Magic Folders

Some folders are special and can unlock advanced behaviors.

What are Magic Folders

There are special folders that you can create that allow you to enforce advanced behaviors.

Control D Bypass

If you're using Command Line Daemon, GUI Setup Utility or Apple DNS Profiles (.mobileconfig) on roaming devices that frequent public WiFi networks with captive portals, or need to split route your AD domains to a local domain controller, this folder is for you.

📘

Common Captive Portals

We're already excluding common captive portals for major airlines and those that were reported to us by users. There is a good chance you don't need to worry about this. However if you encounter a captive portal that indeed does not work, then read on!

Create a folder with this exact name in a Profile enforced by these roaming devices: Control D Bypass.

Any enabled BYPASS rule that you put into this folder will get excluded from using your Control D DNS resolver, much like the base rules we're already enforcing. This allows captive portals to load. Once Internet access is established, then Control D can do its thing. The same is true for your AD domains, as these would be handled the same way.
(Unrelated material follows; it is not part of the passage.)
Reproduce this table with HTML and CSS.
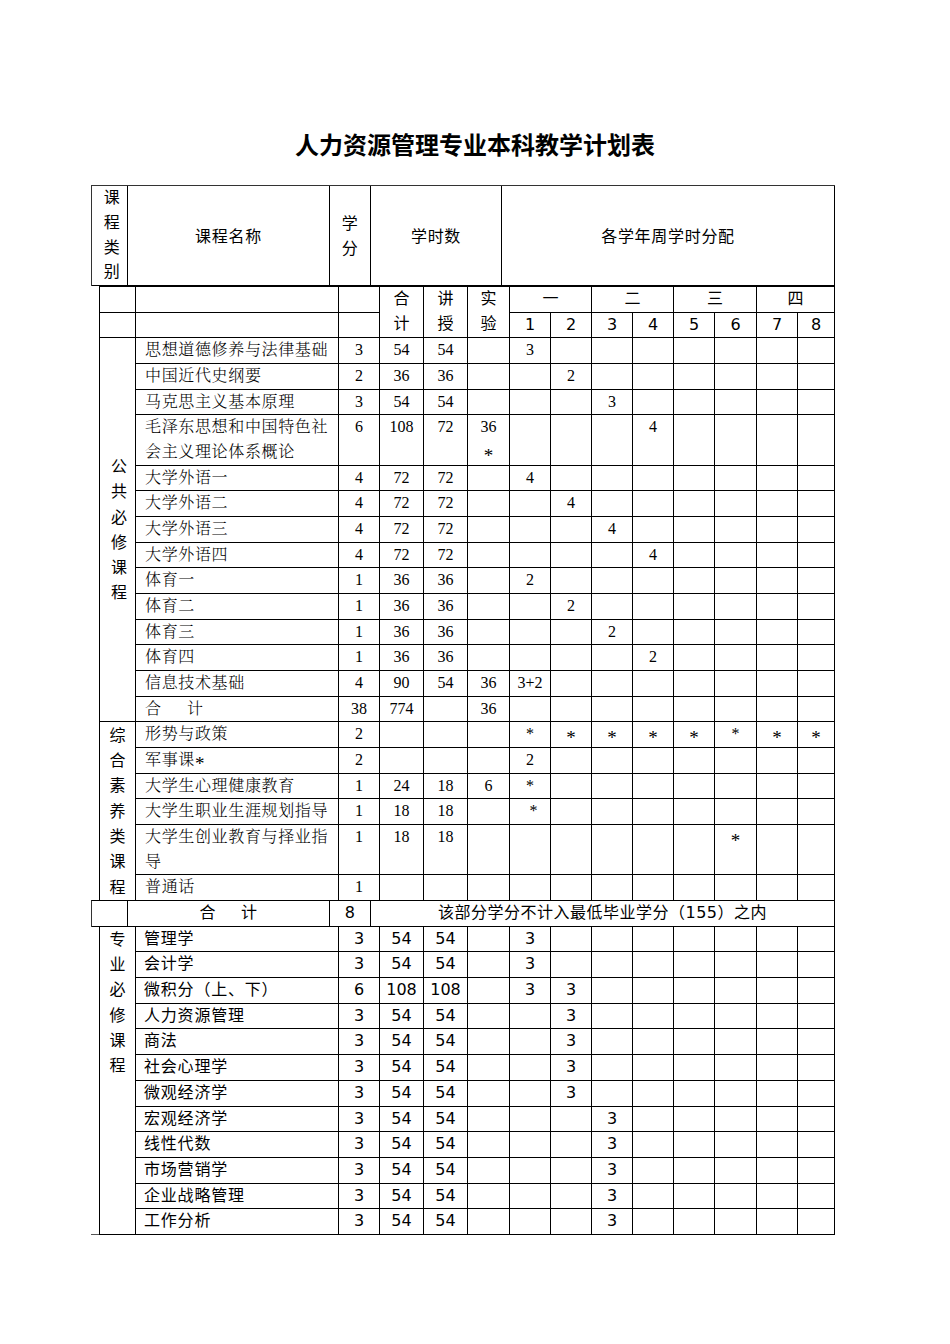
FILE: index.html
```html
<!DOCTYPE html>
<html lang="zh-CN">
<head>
<meta charset="utf-8">
<title>人力资源管理专业本科教学计划表</title>
<link rel="stylesheet" href="styles.css">
</head>
<body>
<div class="page">
  <h1 class="title">人力资源管理专业本科教学计划表</h1>

  <table class="head">
    <colgroup><col class="h1"><col class="h2"><col class="h3"><col class="h4"><col class="h5"></colgroup>
    <tr>
      <td class="vt-head">课<br>程<br>类<br>别</td>
      <td>课程名称</td>
      <td>学<br>分</td>
      <td>学时数</td>
      <td>各学年周学时分配</td>
    </tr>
  </table>

  <table class="grid main">
    <colgroup>
      <col class="c1"><col class="c2"><col class="c3"><col class="c4"><col class="c5"><col class="c6">
      <col class="s1"><col class="s2"><col class="s3"><col class="s4"><col class="s5"><col class="s6"><col class="s7"><col class="s8">
    </colgroup>
    <tr class="hrow">
      <td></td><td></td><td></td>
      <td rowspan="2" class="top">合<br>计</td>
      <td rowspan="2" class="top">讲<br>授</td>
      <td rowspan="2" class="top">实<br>验</td>
      <td colspan="2">一</td><td colspan="2">二</td><td colspan="2">三</td><td colspan="2">四</td>
    </tr>
    <tr class="hrow">
      <td></td><td></td><td></td>
      <td>1</td><td>2</td><td>3</td><td>4</td><td>5</td><td>6</td><td>7</td><td>8</td>
    </tr>

    <tr class="body">
      <td rowspan="14" class="vt">公<br>共<br>必<br>修<br>课<br>程</td>
      <td class="name">思想道德修养与法律基础</td><td>3</td><td>54</td><td>54</td><td></td>
      <td>3</td><td></td><td></td><td></td><td></td><td></td><td></td><td></td>
    </tr>
    <tr class="body">
      <td class="name">中国近代史纲要</td><td>2</td><td>36</td><td>36</td><td></td>
      <td></td><td>2</td><td></td><td></td><td></td><td></td><td></td><td></td>
    </tr>
    <tr class="body">
      <td class="name">马克思主义基本原理</td><td>3</td><td>54</td><td>54</td><td></td>
      <td></td><td></td><td>3</td><td></td><td></td><td></td><td></td><td></td>
    </tr>
    <tr class="body">
      <td class="name">毛泽东思想和中国特色社会主义理论体系概论</td><td>6</td><td>108</td><td>72</td><td>36<br><span class="star">*</span></td>
      <td></td><td></td><td></td><td>4</td><td></td><td></td><td></td><td></td>
    </tr>
    <tr class="body">
      <td class="name">大学外语一</td><td>4</td><td>72</td><td>72</td><td></td>
      <td>4</td><td></td><td></td><td></td><td></td><td></td><td></td><td></td>
    </tr>
    <tr class="body">
      <td class="name">大学外语二</td><td>4</td><td>72</td><td>72</td><td></td>
      <td></td><td>4</td><td></td><td></td><td></td><td></td><td></td><td></td>
    </tr>
    <tr class="body">
      <td class="name">大学外语三</td><td>4</td><td>72</td><td>72</td><td></td>
      <td></td><td></td><td>4</td><td></td><td></td><td></td><td></td><td></td>
    </tr>
    <tr class="body">
      <td class="name">大学外语四</td><td>4</td><td>72</td><td>72</td><td></td>
      <td></td><td></td><td></td><td>4</td><td></td><td></td><td></td><td></td>
    </tr>
    <tr class="body">
      <td class="name">体育一</td><td>1</td><td>36</td><td>36</td><td></td>
      <td>2</td><td></td><td></td><td></td><td></td><td></td><td></td><td></td>
    </tr>
    <tr class="body">
      <td class="name">体育二</td><td>1</td><td>36</td><td>36</td><td></td>
      <td></td><td>2</td><td></td><td></td><td></td><td></td><td></td><td></td>
    </tr>
    <tr class="body">
      <td class="name">体育三</td><td>1</td><td>36</td><td>36</td><td></td>
      <td></td><td></td><td>2</td><td></td><td></td><td></td><td></td><td></td>
    </tr>
    <tr class="body">
      <td class="name">体育四</td><td>1</td><td>36</td><td>36</td><td></td>
      <td></td><td></td><td></td><td>2</td><td></td><td></td><td></td><td></td>
    </tr>
    <tr class="body">
      <td class="name">信息技术基础</td><td>4</td><td>90</td><td>54</td><td>36</td>
      <td>3+2</td><td></td><td></td><td></td><td></td><td></td><td></td><td></td>
    </tr>
    <tr class="body">
      <td class="name">合&emsp;&ensp;计</td><td>38</td><td>774</td><td></td><td>36</td>
      <td></td><td></td><td></td><td></td><td></td><td></td><td></td><td></td>
    </tr>

    <tr class="body">
      <td rowspan="6" class="vt vt-last">综<br>合<br>素<br>养<br>类<br>课<br>程</td>
      <td class="name">形势与政策</td><td>2</td><td></td><td></td><td></td>
      <td>*</td><td><span class="star">*</span></td><td><span class="star">*</span></td><td><span class="star">*</span></td><td><span class="star">*</span></td><td>*</td><td><span class="star">*</span></td><td><span class="star">*</span></td>
    </tr>
    <tr class="body">
      <td class="name">军事课<span class="star">*</span></td><td>2</td><td></td><td></td><td></td>
      <td>2</td><td></td><td></td><td></td><td></td><td></td><td></td><td></td>
    </tr>
    <tr class="body">
      <td class="name">大学生心理健康教育</td><td>1</td><td>24</td><td>18</td><td>6</td>
      <td>*</td><td></td><td></td><td></td><td></td><td></td><td></td><td></td>
    </tr>
    <tr class="body">
      <td class="name">大学生职业生涯规划指导</td><td>1</td><td>18</td><td>18</td><td></td>
      <td class="nudge">*</td><td></td><td></td><td></td><td></td><td></td><td></td><td></td>
    </tr>
    <tr class="body">
      <td class="name">大学生创业教育与择业指导</td><td>1</td><td>18</td><td>18</td><td></td>
      <td></td><td></td><td></td><td></td><td></td><td><span class="star">*</span></td><td></td><td></td>
    </tr>
    <tr class="body last">
      <td class="name">普通话</td><td>1</td><td></td><td></td><td></td>
      <td></td><td></td><td></td><td></td><td></td><td></td><td></td><td></td>
    </tr>
  </table>

  <table class="total">
    <colgroup><col class="t1"><col class="t2"><col class="t3"><col class="t4"></colgroup>
    <tr>
      <td></td>
      <td>合&emsp;&ensp;计</td>
      <td>8</td>
      <td>该部分学分不计入最低毕业学分（155）之内</td>
    </tr>
  </table>

  <div class="sec3">
    <div class="stub"></div>
    <table class="grid major">
      <colgroup>
        <col class="c1"><col class="c2"><col class="c3"><col class="c4"><col class="c5"><col class="c6">
        <col class="s1"><col class="s2"><col class="s3"><col class="s4"><col class="s5"><col class="s6"><col class="s7"><col class="s8">
      </colgroup>
      <tr>
        <td rowspan="12" class="vt vt-top">专<br>业<br>必<br>修<br>课<br>程</td>
        <td class="name">管理学</td><td>3</td><td>54</td><td>54</td><td></td>
        <td>3</td><td></td><td></td><td></td><td></td><td></td><td></td><td></td>
      </tr>
      <tr>
        <td class="name">会计学</td><td>3</td><td>54</td><td>54</td><td></td>
        <td>3</td><td></td><td></td><td></td><td></td><td></td><td></td><td></td>
      </tr>
      <tr>
        <td class="name">微积分（上、下）</td><td>6</td><td>108</td><td>108</td><td></td>
        <td>3</td><td>3</td><td></td><td></td><td></td><td></td><td></td><td></td>
      </tr>
      <tr>
        <td class="name">人力资源管理</td><td>3</td><td>54</td><td>54</td><td></td>
        <td></td><td>3</td><td></td><td></td><td></td><td></td><td></td><td></td>
      </tr>
      <tr>
        <td class="name">商法</td><td>3</td><td>54</td><td>54</td><td></td>
        <td></td><td>3</td><td></td><td></td><td></td><td></td><td></td><td></td>
      </tr>
      <tr>
        <td class="name">社会心理学</td><td>3</td><td>54</td><td>54</td><td></td>
        <td></td><td>3</td><td></td><td></td><td></td><td></td><td></td><td></td>
      </tr>
      <tr>
        <td class="name">微观经济学</td><td>3</td><td>54</td><td>54</td><td></td>
        <td></td><td>3</td><td></td><td></td><td></td><td></td><td></td><td></td>
      </tr>
      <tr>
        <td class="name">宏观经济学</td><td>3</td><td>54</td><td>54</td><td></td>
        <td></td><td></td><td>3</td><td></td><td></td><td></td><td></td><td></td>
      </tr>
      <tr>
        <td class="name">线性代数</td><td>3</td><td>54</td><td>54</td><td></td>
        <td></td><td></td><td>3</td><td></td><td></td><td></td><td></td><td></td>
      </tr>
      <tr>
        <td class="name">市场营销学</td><td>3</td><td>54</td><td>54</td><td></td>
        <td></td><td></td><td>3</td><td></td><td></td><td></td><td></td><td></td>
      </tr>
      <tr>
        <td class="name">企业战略管理</td><td>3</td><td>54</td><td>54</td><td></td>
        <td></td><td></td><td>3</td><td></td><td></td><td></td><td></td><td></td>
      </tr>
      <tr>
        <td class="name">工作分析</td><td>3</td><td>54</td><td>54</td><td></td>
        <td></td><td></td><td>3</td><td></td><td></td><td></td><td></td><td></td>
      </tr>
    </table>
  </div>
</div>
</body>
</html>
```

FILE: styles.css
```css
html, body {
  margin: 0;
  padding: 0;
  background: #ffffff;
}

.page {
  width: 950px;
  padding-top: 129px;
  color: #000;
}

.title {
  margin: 0 0 26px 0;
  font-family: "Noto Sans CJK SC", "Noto Sans CJK TC", sans-serif;
  font-weight: 700;
  font-size: 24px;
  line-height: 30px;
  text-align: center;
  color: #000;
}

table {
  border-collapse: separate;
  border-spacing: 0;
  table-layout: fixed;
}

td {
  box-sizing: border-box;
  padding: 0;
  border-right: 1px solid #000;
  border-bottom: 1px solid #000;
  text-align: center;
  vertical-align: top;
  overflow: hidden;
}

/* ---------- top header ---------- */
.head {
  margin-left: 91px;
  width: 744px;
  border-top: 1px solid #333;
  border-left: 1px solid #333;
  font-family: "DejaVu Sans", "Noto Sans CJK SC", sans-serif;
  font-size: 16px;
  line-height: 24.75px;
}
.head td {
  vertical-align: middle;
  height: 100px;
  letter-spacing: 0.7px;
  padding-top: 3px;
}
.head .h1 { width: 36px; }
.head .h2 { width: 202px; }
.head .h3 { width: 41px; }
.head .h4 { width: 131px; }
.head .h5 { width: 333px; }
.head .vt-head {
  padding-left: 5px;
  padding-top: 0;
}

/* ---------- grid tables ---------- */
.grid {
  width: 736px;
  border-left: 1px solid #000;
}
.grid .c1 { width: 36px; }
.grid .c2 { width: 203px; }
.grid .c3 { width: 41px; }
.grid .c4 { width: 44px; }
.grid .c5 { width: 44px; }
.grid .c6 { width: 42px; }
.grid .s1 { width: 41px; }
.grid .s2 { width: 41px; }
.grid .s3 { width: 41px; }
.grid .s4 { width: 41px; }
.grid .s5 { width: 41px; }
.grid .s6 { width: 42px; }
.grid .s7 { width: 41px; }
.grid .s8 { width: 37px; }

.main {
  margin-left: 99px;
  border-top: 1px solid #000;
  font-family: "Liberation Serif", "Noto Serif CJK SC", "Noto Sans CJK SC", serif;
  font-size: 16px;
  line-height: 24.67px;
}

.main .hrow td {
  font-family: "DejaVu Sans", "Noto Sans CJK SC", sans-serif;
  font-size: 16px;
}
.main .hrow td.top {
  vertical-align: top;
}

.main .body td.name {
  text-align: left;
  padding-left: 9px;
  letter-spacing: 0.65px;
  font-weight: 300;
}

.star {
  line-height: 0;
  font-size: 19px;
  vertical-align: -5px;
  font-family: "Liberation Serif", serif;
  font-weight: 400;
}

.main .last td {
  border-bottom: 0;
}

.vt {
  vertical-align: middle;
  font-family: "DejaVu Sans", "Noto Sans CJK SC", sans-serif;
  font-size: 16px;
  line-height: 25.3px;
  padding-left: 3px;
}
.main .vt-last {
  border-bottom: 0;
  padding-left: 0;
}
.vt-top {
  vertical-align: top;
  padding-left: 0;
}

.nudge {
  padding-left: 7px;
}

/* ---------- total row ---------- */
.total {
  margin-left: 91px;
  width: 744px;
  border-top: 1px solid #000;
  border-left: 1px solid #333;
  font-family: "DejaVu Sans", "Noto Sans CJK SC", sans-serif;
  font-size: 16px;
  line-height: 24.67px;
}
.total td {
  vertical-align: middle;
  letter-spacing: 0.5px;
}
.total .t1 { width: 36px; }
.total .t2 { width: 202px; }
.total .t3 { width: 41px; }
.total .t4 { width: 464px; }

/* ---------- major section ---------- */
.sec3 {
  display: flex;
  align-items: flex-end;
  margin-left: 91px;
}
.stub {
  width: 8px;
  height: 1px;
  background: #555;
}
.major {
  font-family: "DejaVu Sans", "Noto Sans CJK SC", sans-serif;
  font-size: 16px;
  line-height: 24.67px;
}
.major td.name {
  text-align: left;
  padding-left: 8px;
  letter-spacing: 0.8px;
}
```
Rules can be exact hostnames (wifi.airline.com), or wildcards (*.airline.com).

🚧

Updates are not instant

If you encounter a captive portal that doesn't work with Control D (let us know!), and you add a bypass using this method, the changes are not instant and requires end-user action, which depends on how Control D was deployed.

GUI app or ctrld daemon

In order for newly added rules to be enforced, you need to restart the app or daemon. Simply go into the GUI app, and disconnect, and then re-connect. If you're using ctrld daemon, then execute the restart command.

Apple DNS Profile

These cannot be updated, as rules are baked in into the profile itself. You will have to re-download and re-install the DNS profile. Sorry about that.

Do Not Log

This magic folder allows you to exclude domains from being logged into Analytics. Create a folder with this exact name in a Profile enforced by relevant Endpoints: Do Not Log. Any custom rule you put into this folder will be acted upon, but will not be logged into Analytics.

This is handy if you see a "spammy" domain polluting your Analytics, or want to mask the activity for that one special domain that you access a lot.